The Italian virtuoso pianist, composer and intellectual, Ferruccio Busoni, is mainly remembered for his magnificent works for piano, which are some of the most ferociously demanding in the repertoire.Devoted to the music of Liszt and later in life to Bach, Busoni wrote much that is beautiful, complex and ground-breaking.

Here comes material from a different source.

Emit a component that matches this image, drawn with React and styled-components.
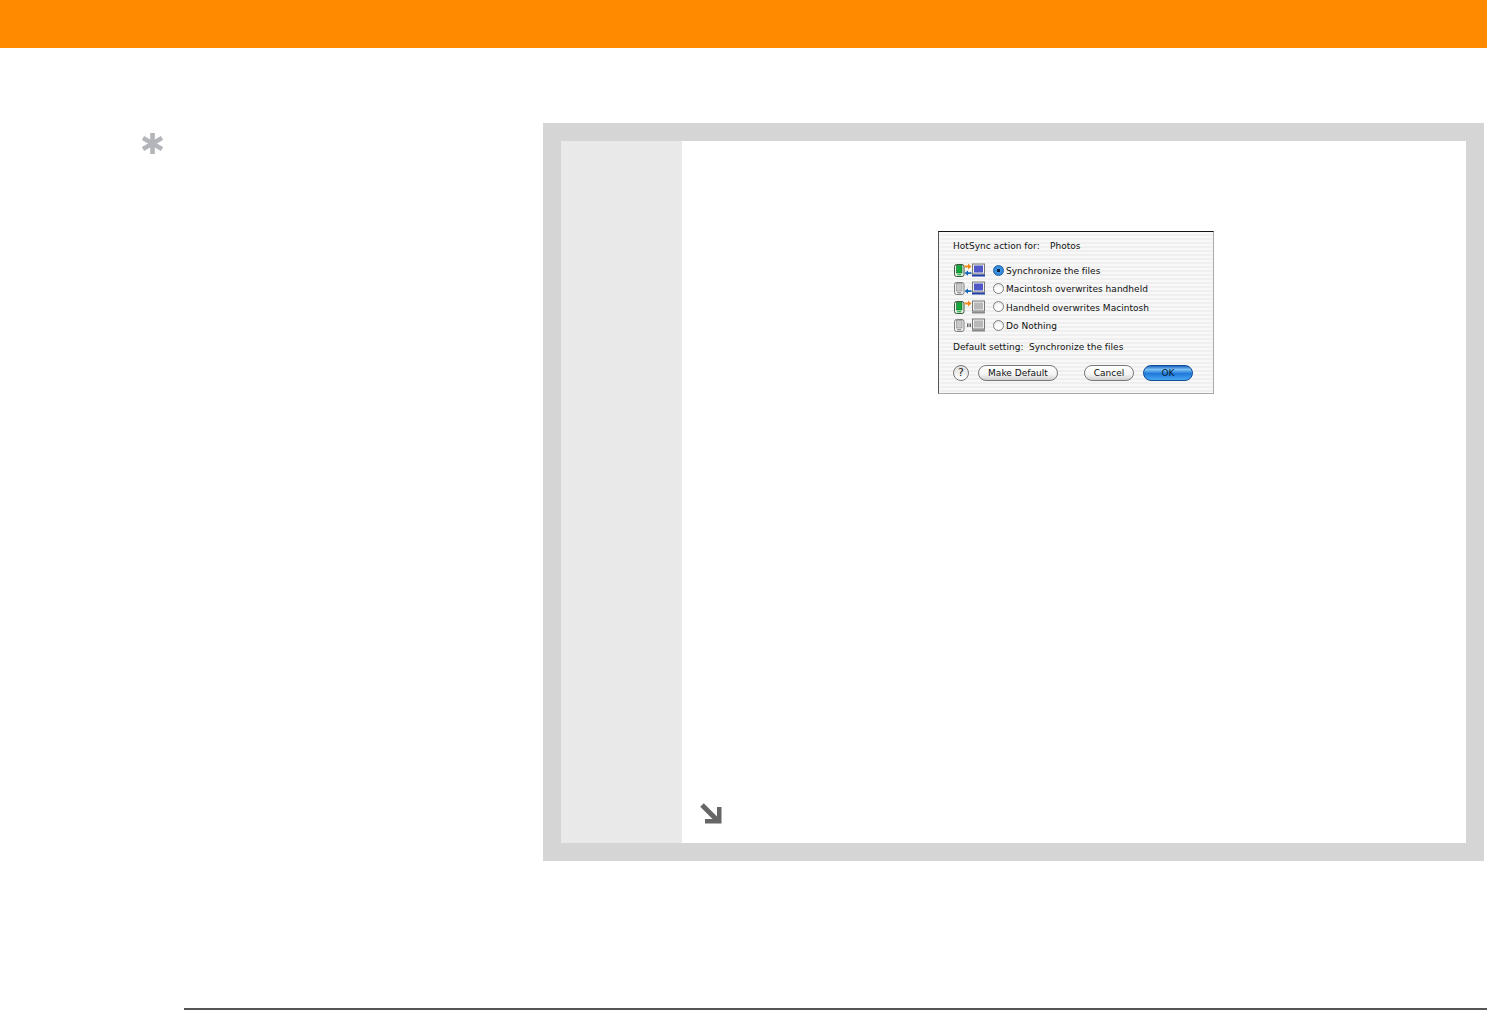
import React from "react";
import styled, {createGlobalStyle} from "styled-components";

const GlobalStyle = createGlobalStyle`
  html, body {
    margin: 0;
    padding: 0;
    background: #fff;
    overflow: hidden;
  }
`;

const Page = styled.div`
  width: 1487px;
  height: 1010px;
  display: flex;
  flex-direction: column;
`;

const TopBar = styled.div`
  height: 48px;
  background: #ff8a00;
`;

const Main = styled.div`
  display: flex;
  margin-top: 75px;
`;

const Sidebar = styled.div`
  width: 543px;
  box-sizing: border-box;
  padding: 10px 0 0 142px;
`;

const Panel = styled.div`
  width: 941px;
  height: 738px;
  box-sizing: border-box;
  border: 18px solid #d5d5d5;
  display: flex;
  background: #fff;
`;

const StepColumn = styled.div`
  width: 121px;
  background: #e9e9e9;
`;

const Content = styled.div`
  flex: 1;
  display: flex;
  flex-direction: column;
  padding: 90px 0 0 0;
`;

const Dialog = styled.div`
  width: 276px;
  height: 163px;
  box-sizing: border-box;
  margin-left: 256px;
  padding: 0 20px 0 14px;
  border: 1px solid #a8a8a8;
  border-top-color: #111;
  border-left-color: #555;
  background: repeating-linear-gradient(to bottom, #f8f8f8 0, #f8f8f8 2px, #efefef 2px, #efefef 4px);
  font-family: "DejaVu Sans", sans-serif;
  font-size: 9px;
  letter-spacing: 0.03px;
  color: #111;
  display: flex;
  flex-direction: column;
`;

const LabelRow = styled.div`
  display: flex;
  height: 12px;
  line-height: 12px;
  margin-top: ${p => p.$top}px;
  white-space: nowrap;
`;

const LabelName = styled.span`
  width: ${p => p.$width}px;
`;

const Options = styled.div`
  display: flex;
  flex-direction: column;
  margin-top: 9px;
`;

const OptionRow = styled.div`
  display: flex;
  align-items: center;
  height: 18.3px;
  white-space: nowrap;
`;

const OptionLabel = styled.span`
  padding-top: 2px;
`;

const Radio = styled.span`
  width: 11px;
  height: 11px;
  box-sizing: border-box;
  margin: 0 2px 0 7px;
  border-radius: 50%;
  border: 1px solid ${p => (p.$on ? "#1c5fa8" : "#808080")};
  background: ${p => (p.$on
    ? "radial-gradient(circle, #10233f 0, #10233f 25%, #3f97e6 32%, #2a78cc 100%)"
    : "radial-gradient(circle at 50% 70%, #ffffff 40%, #d8d8d8 100%)")};
`;

const ButtonRow = styled.div`
  display: flex;
  align-items: center;
  margin-top: 12px;
`;

const HelpButton = styled.span`
  width: 16px;
  height: 16px;
  box-sizing: border-box;
  border-radius: 50%;
  border: 1px solid #777;
  background: linear-gradient(#dedede, #fff);
  font-size: 11px;
  line-height: 14px;
  text-align: center;
  color: #222;
`;

const PillButton = styled.span`
  height: 16px;
  width: ${p => p.$width}px;
  margin-left: ${p => p.$left}px;
  box-sizing: border-box;
  border-radius: 8px;
  border: 1px solid ${p => (p.$primary ? "#0d4a94" : "#777")};
  background: ${p => (p.$primary
    ? "linear-gradient(#1f68c0 0, #7cc0f5 25%, #1e78d8 55%, #4aa8f2 100%)"
    : "linear-gradient(#ffffff 0, #f4f4f4 60%, #cfcfcf 100%)")};
  color: ${p => (p.$primary ? "#061a36" : "#111")};
  line-height: 14px;
  text-align: center;
`;

const Spacer = styled.div`
  flex: 1;
`;

const ContinueArrow = styled.svg`
  display: block;
  margin: 0 0 18px 18px;
`;

const FooterRule = styled.div`
  height: 2px;
  margin: 147px 0 0 184px;
  background: #555;
`;

function Asterisk() {
  return (
    <svg width="21" height="21" viewBox="0 0 21 21" style={{display: "block"}}>
      <g stroke="#b3b5ba" strokeWidth="4.6">
        <line x1="10.5" y1="0" x2="10.5" y2="21"/>
        <line x1="1" y1="5" x2="20" y2="16"/>
        <line x1="20" y1="5" x2="1" y2="16"/>
      </g>
    </svg>
  );
}

// one little "handheld <-> desktop" picture, colours depend on the sync direction
function SyncIcon({handheld, desktop, toDesktop, toHandheld}) {
  return (
    <svg width="33" height="16" viewBox="0 0 33 16" style={{display: "block", flexShrink: 0}}>
      <rect x="1.5" y="2.5" width="9.5" height="12" rx="2" fill="#efefef" stroke={handheld ? "#3b5a3b" : "#808080"}/>
      <rect x="3.5" y="3.5" width="5.5" height="7.5" fill={handheld ? "#12a83a" : "#c8c8c8"} stroke={handheld ? "#0b6d25" : "#8a8a8a"} strokeWidth=".6"/>
      <rect x="4.2" y="12" width="4" height="1.4" fill={handheld ? "#2fbf52" : "#999"}/>
      <rect x="19.5" y="2" width="12" height="10" fill="#efefef" stroke="#777"/>
      <rect x="21" y="3.5" width="9" height="7" fill={desktop ? "#5058c8" : "#b8b8b8"}/>
      <rect x="19" y="12.5" width="13" height="2" fill={desktop ? "#1f3fa8" : "#888"}/>
      {toDesktop && <path d="M11.5 3.5H15V1.5l3.5 3-3.5 3V5.5h-3.5z" fill="#f08a1c"/>}
      {toHandheld && <path d="M18.5 10.2H15V8.4l-3.5 2.7 3.5 2.7V12h3.5z" fill="#1565b8"/>}
      {!toDesktop && !toHandheld && <path d="M14 6.5h1.5v3.5H14zM16.5 6.5H18v3.5h-1.5z" fill="#666"/>}
    </svg>
  );
}

const rows = [
  {label: "Synchronize the files", on: true, handheld: true, desktop: true, toDesktop: true, toHandheld: true},
  {label: "Macintosh overwrites handheld", desktop: true, toHandheld: true},
  {label: "Handheld overwrites Macintosh", handheld: true, toDesktop: true},
  {label: "Do Nothing"}
];

export default function App() {
  return (
    <Page>
      <GlobalStyle/>
      <TopBar/>
      <Main>
        <Sidebar>
          <Asterisk/>
        </Sidebar>
        <Panel>
          <StepColumn/>
          <Content>
            <Dialog>
              <LabelRow $top={8}>
                <LabelName $width={97}>HotSync action for:</LabelName>
                <span>Photos</span>
              </LabelRow>
              <Options>
                {rows.map(r => (
                  <OptionRow key={r.label}>
                    <SyncIcon handheld={r.handheld} desktop={r.desktop} toDesktop={r.toDesktop} toHandheld={r.toHandheld}/>
                    <Radio $on={r.on}/>
                    <OptionLabel>{r.label}</OptionLabel>
                  </OptionRow>
                ))}
              </Options>
              <LabelRow $top={7}>
                <LabelName $width={76}>Default setting:</LabelName>
                <span>Synchronize the files</span>
              </LabelRow>
              <ButtonRow>
                <HelpButton>?</HelpButton>
                <PillButton $width={80} $left={9}>Make Default</PillButton>
                <PillButton $width={50} $left={26}>Cancel</PillButton>
                <PillButton $width={50} $left={9} $primary>OK</PillButton>
              </ButtonRow>
            </Dialog>
            <Spacer/>
            <ContinueArrow width="23" height="22" viewBox="0 0 23 22">
              <path d="M2 2 L17 17" stroke="#666" strokeWidth="5" fill="none"/>
              <path d="M21.5 4 V20.5 H5 V16 H17 V4 Z" fill="#666"/>
            </ContinueArrow>
          </Content>
        </Panel>
      </Main>
      <FooterRule/>
    </Page>
  );
}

The Seven Elegies put into practice the ideas contained in his controversial pamphlet, the Sketch of a New Aesthetic of Music, which highlighted the limitations and fragility of Western music, and promoted a new musical language incorporating avant-garde devices such as bitonality and quarter-tone harmonies. The Elegies created a furore, with its disorientating tendency to switch between major and minor mode within the same musical phrase, but is a visionary masterpiece. The Fantasia Contrappuntistica, Busoni’s best known solo piano work, is a contrapuntal fantasy on Bach’s last unfinished work, Die Kunst der Fuge, almost a reinterpretation of Bach for the 20th century. It remains one of the most impressive works in the entire piano literature, a monumental undertaking that stretches the possibilities of composer, instrument and performer to the limit.
Sandro Ivo Bartoli is one of the most exciting pianists of his generation, and is a leading interpreter of early twentieth century Italian piano music, particularly Casella and Malipiero, as well as Busoni.